Answering ‘yes’ to any of the first 3 categories during the hospital assessment suggests a high risk (4.3%) that the child has a Clinically Important Traumatic Brain Injury, and a Head CT is indicated.


1) GCS (Glasgow Coma Score) score less than 15

- a score of 15 means the person

a) obeys commands fully

b) is alert and oriented

c) has spontaneous eye opening


2) Signs of basilar skull fracture

  • Palpable skull fracture

  • Bloody eardrum

  • CSF leaking from nose (CSF is Cerebrospinal Fluid)

  • CSF leaking from ear

  • Late signs (up to 24 hours after injury): raccoon eyes or bruising behind the ears.


3) Abnormal Mental Status

  • Agitation

  • Somnolence

  • Repetitive questioning

  • Slow response to verbal questioning



Step 2:

Answering ‘yes’ to any of the next 4 categories may result in a Head CT being ordered, or it may be decided that more observation while in hospital is most appropriate before making a definitive decision about the Head CT.

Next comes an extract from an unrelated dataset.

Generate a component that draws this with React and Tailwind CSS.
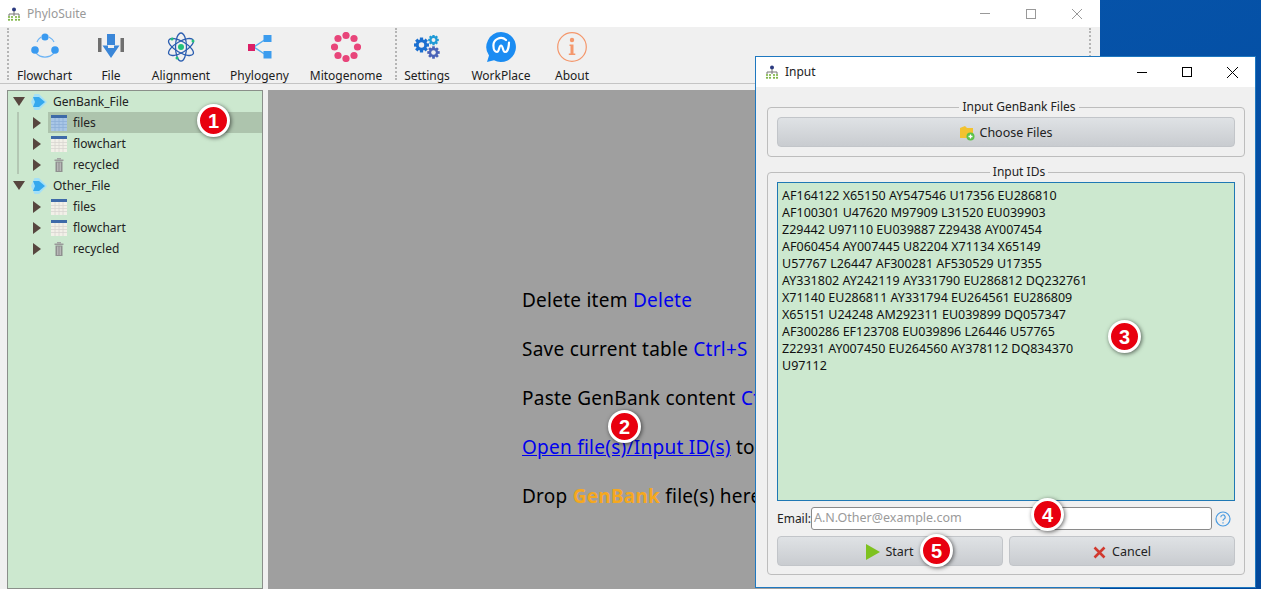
import React from "react";

const font = "font-['Noto_Sans','Noto_Sans_CJK_SC',sans-serif]";

// small tree logo used in both title bars
function AppLogo() {
  return (
    <svg width="14" height="14" viewBox="0 0 14 14">
      <circle cx="7" cy="2.5" r="2" fill="#2b3a80" />
      <path d="M7 4v3M2 9V7h10v2M7 7v2" stroke="#777" strokeWidth="1" fill="none" />
      {[2, 5, 9, 12].map((x) => (
        <g key={x} fill="#7cb342">
          <circle cx={x} cy="10" r="1.1" />
          <circle cx={x} cy="12.8" r="1.1" />
        </g>
      ))}
    </svg>
  );
}

function FlowchartIcon() {
  return (
    <svg width="30" height="30" viewBox="0 0 30 30">
      <path d="M7 10A12 12 0 0 1 11 5M19 5a12 12 0 0 1 5 5M6 21a12 12 0 0 0 18 0" stroke="#6db4f5" strokeWidth="1.2" fill="none" />
      <circle cx="15" cy="5" r="3.6" fill="#3a9af0" />
      <circle cx="5" cy="18" r="3.8" fill="#3a9af0" />
      <circle cx="25" cy="18" r="3.8" fill="#3a9af0" />
    </svg>
  );
}

function FileIcon() {
  return (
    <svg width="28" height="26" viewBox="0 0 28 26">
      <rect x="1" y="4" width="3.500" height="14" fill="#6f6f6f" />
      <rect x="23.500" y="4" width="3.500" height="14" fill="#6f6f6f" />
      <rect x="10" y="0" width="8" height="11" fill="#3a86d8" />
      <path d="M5.500 11.500H11V14h6v-2.500h5.500L14 24z" fill="#3a86d8" />
    </svg>
  );
}

function AlignmentIcon() {
  return (
    <svg width="30" height="30" viewBox="0 0 30 30" fill="none" stroke="#2a5db0" strokeWidth="1.300">
      <ellipse cx="15" cy="15" rx="14" ry="5.500" transform="rotate(30 15 15)" />
      <ellipse cx="15" cy="15" rx="14" ry="5.500" transform="rotate(-30 15 15)" />
      <ellipse cx="15" cy="15" rx="14" ry="5.500" transform="rotate(90 15 15)" />
      <circle cx="15" cy="15" r="3" fill="#22c07a" stroke="none" />
      <circle cx="27" cy="9" r="1.500" fill="#22c07a" stroke="none" />
      <circle cx="6" cy="7" r="1.500" fill="#22c07a" stroke="none" />
      <circle cx="11" cy="26" r="1.500" fill="#22c07a" stroke="none" />
    </svg>
  );
}

function PhylogenyIcon() {
  return (
    <svg width="24" height="24" viewBox="0 0 24 24">
      <path d="M6 12l12-8M6 12l12 8" stroke="#5aaef0" strokeWidth="1.500" />
      <rect x="0" y="9" width="7" height="7" fill="#dc1f66" />
      <rect x="15.500" y="0" width="8" height="7" fill="#3c9cee" />
      <rect x="15.500" y="16" width="8" height="7.500" fill="#3c9cee" />
    </svg>
  );
}

function MitogenomeIcon() {
  const dots = [[15, 3.500], [23, 6.500], [26.500, 15], [23, 23.500], [15, 26.500], [7, 23.500], [3.500, 15], [7, 6.500]];
  return (
    <svg width="30" height="30" viewBox="0 0 30 30">
      {dots.map(([x, y]) => (
        <circle key={x + "-" + y} cx={x} cy={y} r="3.600" fill="#e8457a" />
      ))}
    </svg>
  );
}

function Gear({ x, y, r, color }) {
  const teeth = [0, 45, 90, 135];
  return (
    <g transform={`translate(${x} ${y})`}>
      {teeth.map((a) => (
        <rect key={a} x={-r * 0.25} y={-r * 1.15} width={r * 0.5} height={r * 2.3} fill={color} transform={`rotate(${a})`} />
      ))}
      <circle r={r * 0.88} fill={color} />
      <circle r={r * 0.42} fill="#f0f0f0" />
    </g>
  );
}

function SettingsIcon() {
  return (
    <svg width="26" height="24" viewBox="0 0 26 24">
      <Gear x={7.500} y={10} r={6.500} color="#1a6fd0" />
      <Gear x={19.500} y={5} r={4.600} color="#1f9ad6" />
      <Gear x={19.500} y={17.500} r={5.400} color="#4a63b8" />
    </svg>
  );
}

function WorkPlaceIcon() {
  return (
    <svg width="30" height="30" viewBox="0 0 30 30">
      <path d="M15 0a15 15 0 1 1-7 28.300L1 30l2-6.500A15 15 0 0 1 15 0z" fill="#1b8cf2" />
      <path d="M23 10.500c0 0-.3 9.500-4 9.500-2.500 0-1.800-6.500-4-6.500s-1.500 6.500-4 6.500c-2 0-3.500-2.500-3.500-5.500A7.500 7.500 0 0 1 20 8" fill="none" stroke="#fff" strokeWidth="2.200" strokeLinecap="round" />
    </svg>
  );
}

function AboutIcon() {
  return (
    <svg width="30" height="30" viewBox="0 0 30 30">
      <circle cx="15" cy="15" r="14.300" fill="none" stroke="#f4976c" strokeWidth="1.200" />
      <circle cx="15" cy="8" r="2.200" fill="#f4976c" />
      <path d="M12.500 12.500h4v9h1.800v1.600h-6.500v-1.600h1.700v-7.400h-1z" fill="#f4976c" />
    </svg>
  );
}

function ToolItem({ label, width, children }) {
  return (
    <div className={`flex flex-col items-center justify-between h-[56px] pt-[5px] ${width}`}>
      <div className="h-[30px] flex items-center justify-center">{children}</div>
      <span className="text-[12px] leading-[15px] text-[#1c1c1c] whitespace-nowrap">{label}</span>
    </div>
  );
}

function Dots() {
  return <div className="w-0 h-[52px] border-l-2 border-dotted border-[#b5b5b5] mt-[1px]" />;
}

function FolderArrow() {
  return (
    <svg width="16" height="16" viewBox="0 0 16 16">
      <path d="M0 8l3.500-8h4.500l8 8-8 8H3.500z" fill="#a4e0f7" />
      <path d="M2 3h6l6 5-6 5H2l2-5z" fill="#35a8ee" />
    </svg>
  );
}

function TableIcon({ active }) {
  return (
    <svg width="16" height="16" viewBox="0 0 16 16">
      <rect x="0" y="0" width="16" height="16" fill={active ? "#a9c6e6" : "#f2f0e8"} />
      <rect x="0" y="0" width="16" height="3" fill="#3e6aa8" />
      <path d="M0 6.500h16M0 9.500h16M0 12.500h16M4 3v13M8 3v13M12 3v13" stroke={active ? "#8eb0d8" : "#d8d6d0"} strokeWidth="0.800" />
    </svg>
  );
}

function TrashIcon() {
  return (
    <svg width="16" height="16" viewBox="0 0 16 16">
      <rect x="6" y="1" width="4" height="1.500" fill="#a3a3a3" />
      <rect x="3.500" y="2.500" width="9" height="1.500" fill="#9a9a9a" />
      <path d="M4.500 4.500h7V15h-7z" fill="#8f8f8f" />
      <path d="M6.500 5.500V14M8 5.500V14M9.500 5.500V14" stroke="#c9c9c9" strokeWidth="0.700" />
    </svg>
  );
}

function Caret({ open }) {
  if (open) {
    return (
      <svg width="12" height="9" viewBox="0 0 12 9">
        <path d="M0 0h12L6 9z" fill="#57463f" />
      </svg>
    );
  }
  return (
    <svg width="8" height="12" viewBox="0 0 8 12">
      <path d="M0 0v12L8 6z" fill="#57463f" />
    </svg>
  );
}

function RootRow({ label }) {
  return (
    <div className="flex items-center h-[21px] pl-[4px]">
      <div className="w-[14px] flex justify-center"><Caret open /></div>
      <div className="ml-[5px]"><FolderArrow /></div>
      <span className="ml-[6px] text-[12px] text-[#222]">{label}</span>
    </div>
  );
}

function ChildRow({ label, icon, active }) {
  return (
    <div className="flex items-center h-[21px]">
      <div className="w-[40px] flex justify-end pr-[7px]">
        <Caret />
      </div>
      <div className={`flex items-center flex-1 h-[21px] pl-[3px] ${active ? "bg-[#adc4ad]" : ""}`}>
        {icon}
        <span className="ml-[6px] text-[12px] text-[#222]">{label}</span>
      </div>
    </div>
  );
}

function Badge({ n, className }) {
  return (
    <div className={`absolute w-[33px] h-[33px] rounded-full bg-[#e8000f] border-[3px] border-white shadow-[1px_1px_4px_rgba(0,0,0,0.6)] flex items-center justify-center text-white font-bold text-[20px] leading-none font-['Liberation_Sans',sans-serif] ${className}`}>
      {n}
    </div>
  );
}

function HelpLine({ children }) {
  return <p className="h-[49px] text-[19px] tracking-[0.25px] leading-[49px] text-black whitespace-nowrap">{children}</p>;
}

function GroupBox({ title, className, children }) {
  return (
    <div className={`relative border border-[#bdbdbd] rounded-[4px] ${className}`}>
      <span className="absolute -top-[9px] left-0 right-0 flex justify-center pl-[26px]">
        <span className="bg-[#f0f0f0] px-[3px] text-[12px] leading-[16px] text-[#222]">{title}</span>
      </span>
      {children}
    </div>
  );
}

function QtButton({ className, children }) {
  return (
    <div className={`flex items-center justify-center h-[30px] pt-[2px] rounded-[4px] border border-[#c2c5c9] bg-gradient-to-b from-[#dfe2e5] to-[#c9ccd0] text-[12.500px] text-[#222] ${className}`}>
      {children}
    </div>
  );
}

const ids = [
  "AF164122 X65150 AY547546 U17356 EU286810",
  "AF100301 U47620 M97909 L31520 EU039903",
  "Z29442 U97110 EU039887 Z29438 AY007454",
  "AF060454 AY007445 U82204 X71134 X65149",
  "U57767 L26447 AF300281 AF530529 U17355",
  "AY331802 AY242119 AY331790 EU286812 DQ232761",
  "X71140 EU286811 AY331794 EU264561 EU286809",
  "X65151 U24248 AM292311 EU039899 DQ057347",
  "AF300286 EF123708 EU039896 L26446 U57765",
  "Z22931 AY007450 EU264560 AY378112 DQ834370",
  "U97112",
];

export default function App() {
  return (
    <div className={`relative w-[1261px] h-[589px] overflow-hidden bg-gradient-to-br from-[#0a5cb4] to-[#02479a] ${font}`}>
      {/* main window */}
      <div className="w-[1100px] h-[589px] bg-[#f0f0f0] flex flex-col">
        <div className="h-[27px] bg-white flex items-center pl-[7px]">
          <AppLogo />
          <span className="ml-[6px] text-[12px] text-[#999]">PhyloSuite</span>
          <div className="ml-auto flex items-center gap-[36px] pr-[18px]">
            <div className="w-[10px] h-px bg-[#999]" />
            <div className="w-[10px] h-[10px] border border-[#999]" />
            <svg width="10" height="10" viewBox="0 0 10 10"><path d="M0 0l10 10M10 0L0 10" stroke="#999" /></svg>
          </div>
        </div>

        <div className="h-[57px] flex border-b border-[#c4c4c4] pl-[7px] pr-[9px]">
          <Dots />
          <div className="flex ml-[3px]">
            <ToolItem label="Flowchart" width="w-[65px]"><FlowchartIcon /></ToolItem>
            <ToolItem label="File" width="w-[68px]"><FileIcon /></ToolItem>
            <ToolItem label="Alignment" width="w-[72px]"><AlignmentIcon /></ToolItem>
            <ToolItem label="Phylogeny" width="w-[85px]"><PhylogenyIcon /></ToolItem>
            <ToolItem label="Mitogenome" width="w-[88px]"><MitogenomeIcon /></ToolItem>
          </div>
          <div className="ml-[5px]"><Dots /></div>
          <div className="flex">
            <ToolItem label="Settings" width="w-[60px]"><SettingsIcon /></ToolItem>
            <ToolItem label="WorkPlace" width="w-[88px]"><WorkPlaceIcon /></ToolItem>
            <ToolItem label="About" width="w-[54px]"><AboutIcon /></ToolItem>
          </div>
          <div className="ml-auto"><Dots /></div>
        </div>

        <div className="flex-1 flex pt-[6px] pl-[7px] min-h-0">
          <div className="relative w-[256px] border border-[#8a8f8a] bg-[#cce8cf]">
            <div className="absolute left-[9px] top-[21px] h-[62px] w-[2px] bg-[#b3c7b3]" />
            <RootRow label="GenBank_File" />
            <ChildRow label="files" active icon={<TableIcon active />} />
            <ChildRow label="flowchart" icon={<TableIcon />} />
            <ChildRow label="recycled" icon={<TrashIcon />} />
            <RootRow label="Other_File" />
            <ChildRow label="files" icon={<TableIcon />} />
            <ChildRow label="flowchart" icon={<TableIcon />} />
            <ChildRow label="recycled" icon={<TrashIcon />} />
          </div>
          <div className="flex-1 ml-[5px] bg-[#9f9f9f] pl-[254px] pt-[186px] overflow-hidden">
            <HelpLine>Delete item <span className="text-[#0000ee]">Delete</span></HelpLine>
            <HelpLine>Save current table <span className="text-[#0000ee]">Ctrl+S</span></HelpLine>
            <HelpLine>Paste GenBank content <span className="text-[#0000ee]">Ctrl+V</span></HelpLine>
            <HelpLine><span className="text-[#0000ee] underline">Open file(s)/Input ID(s)</span> to load</HelpLine>
            <HelpLine>Drop <span className="text-[#f5a81f] font-bold">GenBank</span> file(s) here</HelpLine>
          </div>
        </div>
      </div>

      {/* Input dialog, floating window */}
      <div className="absolute left-[755px] top-[56px] w-[501px] h-[532px] border border-[#1e78c0] bg-[#f0f0f0] flex flex-col">
        <div className="h-[30px] bg-white flex items-center pl-[9px] shrink-0">
          <AppLogo />
          <span className="ml-[6px] text-[12px] text-[#222]">Input</span>
          <div className="ml-auto flex items-center gap-[35px] pr-[17px]">
            <div className="w-[10px] h-px bg-black" />
            <div className="w-[10px] h-[10px] border border-black" />
            <svg width="11" height="11" viewBox="0 0 11 11"><path d="M0 0l11 11M11 0L0 11" stroke="#000" /></svg>
          </div>
        </div>
        <div className="flex-1 flex flex-col pl-[11px] pr-[10px] pt-[20px] pb-[12px] min-h-0">
          <GroupBox title="Input GenBank Files" className="h-[50px] px-[9px] pt-[9px]">
            <QtButton>
              <svg width="16" height="16" viewBox="0 0 16 16" className="mr-[4px]">
                <path d="M1 3l5-2 2 2h6v10H1z" fill="#f2c230" />
                <circle cx="11.500" cy="11.500" r="4" fill="#5cc24a" />
                <path d="M11.500 9.500v4M9.500 11.500h4" stroke="#fff" strokeWidth="1.300" />
              </svg>
              Choose Files
            </QtButton>
          </GroupBox>
          <GroupBox title="Input IDs" className="flex-1 mt-[15px] px-[9px] pt-[9px] flex flex-col min-h-0">
            <div className="h-[319px] border border-[#1f78b4] bg-[#cce8cf] pl-[4px] pt-[4px] text-[12.500px] leading-[17px] text-[#111]">
              {ids.map((line) => (
                <div key={line} className="whitespace-nowrap">{line}</div>
              ))}
            </div>
            <div className="flex items-center h-[23px] mt-[6px]">
              <span className="w-[33px] text-[12px] text-[#222] whitespace-nowrap">Email:</span>
              <div className="ml-[1px] flex-1 h-[23px] bg-white border border-[#8a8a8a] rounded-[3px] flex items-center pl-[2px] text-[12.500px] text-[#9a9a9a]">
                A.N.Other@example.com
              </div>
              <svg width="16" height="16" viewBox="0 0 16 16" className="ml-[3px] mr-[4px]">
                <circle cx="8" cy="8" r="7" fill="none" stroke="#4a9be0" strokeWidth="1.200" />
                <path d="M5.800 6.200a2.200 2.200 0 1 1 3.300 1.900c-.8.500-1.100.9-1.100 1.700M8 11.200v1.300" fill="none" stroke="#4a9be0" strokeWidth="1.200" />
              </svg>
            </div>
            <div className="flex gap-[6px] mt-[6px]">
              <QtButton className="flex-1">
                <svg width="14" height="16" viewBox="0 0 14 16" className="mr-[5px]">
                  <path d="M0 0l14 8L0 16z" fill="#7ec21f" />
                </svg>
                Start
              </QtButton>
              <QtButton className="flex-1">
                <svg width="13" height="13" viewBox="0 0 13 13" className="mr-[6px]">
                  <path d="M1.500 1.500l10 10M11.500 1.500l-10 10" stroke="#d1392e" strokeWidth="2.600" />
                </svg>
                Cancel
              </QtButton>
            </div>
          </GroupBox>
        </div>
      </div>

      <Badge n="1" className="left-[197px] top-[104px]" />
      <Badge n="2" className="left-[608px] top-[410px]" />
      <Badge n="3" className="left-[1108px] top-[320px]" />
      <Badge n="4" className="left-[1031px] top-[498px]" />
      <Badge n="5" className="left-[920px] top-[534px]" />
    </div>
  );
}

4) Loss of Consciousness (LOC)

But does not include LOC less than 5 seconds associated with low-risk mechanisms for

head trauma.


5) Severe Mechanism of Injury

  • Fall from 5 feet or higher

  • Head struck by high impact object

  • Motor vehicle collision with patient ejection from vehicle, or death of another passenger, or a rollover.

  • Pedestrian or cyclist without helmet struck by a motorized vehicle.


6) Any Vomiting


7) Severe Headache



If none of the 7 from the above are present then the Risk of severe Traumatic Brain Injury: is less than 0.05% and CT is not indicated according to the PECARN Rule.


 

The main point here is that not everyone will need a brain scan in hospital because abnormalities will not be visible on standard brain scans when it comes to concussion. The scan is used to assess for other injuries that are more serious in nature and that may require hospitalization and medical intervention.